News about Detroit not making the second round of the Amazon headquarters sweepstakes fell with a thud in mid-January — a month dark and gray enough as it is.
Social media was flooded with speculation about why, and it was largely focused on the usual suspects: inadequate mass transit, inability to attract and retain talent, shortfalls in our educational system, etc. In short, it was the continuing lack of a regional strategy.
A few years back, this would have been a bigger blow to our collective psyche. After all, we were a scandal-ridden and bankrupt city that basically had an inferiority complex. Remember when Whole Foods announced it would build a location in Detroit?
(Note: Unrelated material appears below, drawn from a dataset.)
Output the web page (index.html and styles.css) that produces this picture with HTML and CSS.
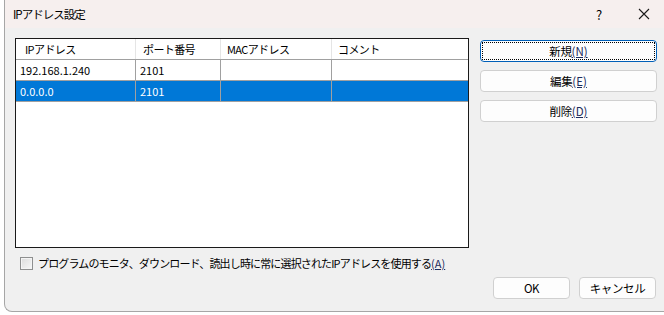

In other cities, such news would be welcomed, but not treated to the enthusiasm exhibited around here. It was similar to Sally Field’s memorable Oscar speech: “They like us! They really like us!”
Today, that’s not the case. The reasons Amazon passed us by certainly need addressing, but there’s room for hope and optimism. In the city proper, we’re experiencing improvements on many fronts, from new construction and better city services to national retail brands opening brick-and-mortar stores.
Are we upset? Sure. Devastated? Not in the least. And perhaps we can learn some valuable lessons in the aftermath of the Amazon pitch — like the need to foster the growing recognition that our neighborhoods have to be part of Detroit’s renewal, not just downtown. And that working together as an
entire region is important.
Our thriving restaurant scene is another positive note. One of my favorite phone calls to make each year is when I inform the winners of our annual Restaurant of the Year. Click here to see our choice. Here’s a hint: it’s smack dab in the center of Detroit’s current upsurge.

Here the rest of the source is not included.